Cover V06, I12
Article

dec97.tar


Editor's Forum

Ah, performance, that elusive objective that we all strive for within our individual systems and our system architectures. In concert with its lofty position as an ideal, performance is much like beauty - difficult to describe in precise terms, but immediately recognizable when we see it. Just as writers and artists have struggled through the ages to define beauty in their works, performance experts have long attempted to arrive at the perfect benchmark.

Early efforts defining performance in terms of millions of instructions per second (MIPS) quickly became passe as systems, even PCs, churned out more MIPS than were meaningful to measure. Since that time, various benchmark authors have taken aim at the elusive target. Numerous tongue-in-cheek benchmark names have come into and gone out of favor over the years. Dhrystones and Whetstones, while popular for several years, were quickly optimized out of significance by compiler wizards. I would not be surprised by a Java-oriented benchmark to come out with a name, derived in the same tradition, along the lines of javaperks or beansprouts.

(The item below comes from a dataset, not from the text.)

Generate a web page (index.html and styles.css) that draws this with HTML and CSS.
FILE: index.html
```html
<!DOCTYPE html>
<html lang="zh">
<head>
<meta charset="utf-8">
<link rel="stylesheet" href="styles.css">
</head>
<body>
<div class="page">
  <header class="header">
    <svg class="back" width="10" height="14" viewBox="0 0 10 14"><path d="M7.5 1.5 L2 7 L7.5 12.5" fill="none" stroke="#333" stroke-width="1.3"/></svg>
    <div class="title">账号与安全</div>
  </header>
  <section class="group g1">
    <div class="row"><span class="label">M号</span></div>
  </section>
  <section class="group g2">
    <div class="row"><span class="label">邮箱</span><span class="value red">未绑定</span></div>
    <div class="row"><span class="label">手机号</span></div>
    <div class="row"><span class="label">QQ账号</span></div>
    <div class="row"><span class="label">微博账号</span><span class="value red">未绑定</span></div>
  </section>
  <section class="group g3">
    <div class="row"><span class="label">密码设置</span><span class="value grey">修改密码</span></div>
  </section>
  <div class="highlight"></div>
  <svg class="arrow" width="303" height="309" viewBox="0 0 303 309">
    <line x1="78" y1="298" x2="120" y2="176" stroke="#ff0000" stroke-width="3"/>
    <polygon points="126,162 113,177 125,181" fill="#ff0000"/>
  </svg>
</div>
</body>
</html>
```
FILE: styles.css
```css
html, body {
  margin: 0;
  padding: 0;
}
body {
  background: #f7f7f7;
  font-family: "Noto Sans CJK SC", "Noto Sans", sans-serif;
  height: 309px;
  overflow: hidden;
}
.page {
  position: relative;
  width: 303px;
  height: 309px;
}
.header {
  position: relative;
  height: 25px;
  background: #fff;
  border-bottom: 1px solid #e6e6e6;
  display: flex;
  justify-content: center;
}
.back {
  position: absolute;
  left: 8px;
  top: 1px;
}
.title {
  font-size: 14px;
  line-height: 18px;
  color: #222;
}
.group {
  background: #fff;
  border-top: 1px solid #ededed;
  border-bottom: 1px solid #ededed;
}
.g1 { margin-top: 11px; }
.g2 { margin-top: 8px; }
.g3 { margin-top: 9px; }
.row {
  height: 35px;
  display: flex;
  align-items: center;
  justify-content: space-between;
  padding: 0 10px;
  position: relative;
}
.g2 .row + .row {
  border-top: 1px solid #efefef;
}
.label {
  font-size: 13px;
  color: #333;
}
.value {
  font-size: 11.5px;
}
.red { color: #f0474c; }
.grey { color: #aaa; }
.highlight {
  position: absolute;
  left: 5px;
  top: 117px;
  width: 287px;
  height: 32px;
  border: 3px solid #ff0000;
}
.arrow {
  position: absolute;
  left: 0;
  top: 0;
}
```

Three factors control the usefulness of a benchmark. First, technical relevance - the benchmark must accurately measure one or more significant elements of a system's performance. Next, accessibility - the benchmark source code must be widely available, either free or at a nominal license fee. Finally, industry relevance - the benchmark must be supported by a majority of vendors so that product specifications include ratings for that benchmark. Currently, there are only a handful of benchmarks that satisfy all three criteria. The SPEC suites of integer and floating point benchmarks, published by the System Performance Evaluation Committee, do a good job of reflecting CPU performance, and are widely supported within the industry. That results in SPEC benchmark data being available on the SPEC Web site (http://specbench.org) for most workstations and servers soon after their introduction. The license fees for the suites, however, are on the stiff side, making it difficult for non-commercial users to take advantage of the measures. Even more out of touch with the common person are the various TPC benchmarks from the Transaction Processing Council. While almost exclusively used as the measure of server performance for transaction processing, running the benchmark is far beyond the capability of most labs, even if the lab could obtain the code. People who run benchmarks regularly, however, recognize that CPU benchmarking does not always accurately reflect the performance of a system in real user environments. All too often a system that appears mediocre in CPU benchmarks turns out to be a stellar performer when running the applications for which it was designed. Thus, CPU performance figures must be put in the appropriate context when evaluating systems. Application performance may prove to be a more useful measure.

So far, however, no single application-oriented benchmark has surfaced that has broad industry support. The OpenGL benchmark, viewperf, comes close for measuring graphic performance, but doesn't speak to general application performance. The SPEC association is attempting to solve that problem. Under the sponsorship of SPEC, work is underway to create an application benchmark that will be endorsed by the SPEC membership. Once completed, that work should provide us with another, but more meaningful, metric for system performance comparisons. I'll be interested to see if the system vendors can get beyond their marketing self-interest to support the result of SPEC's efforts.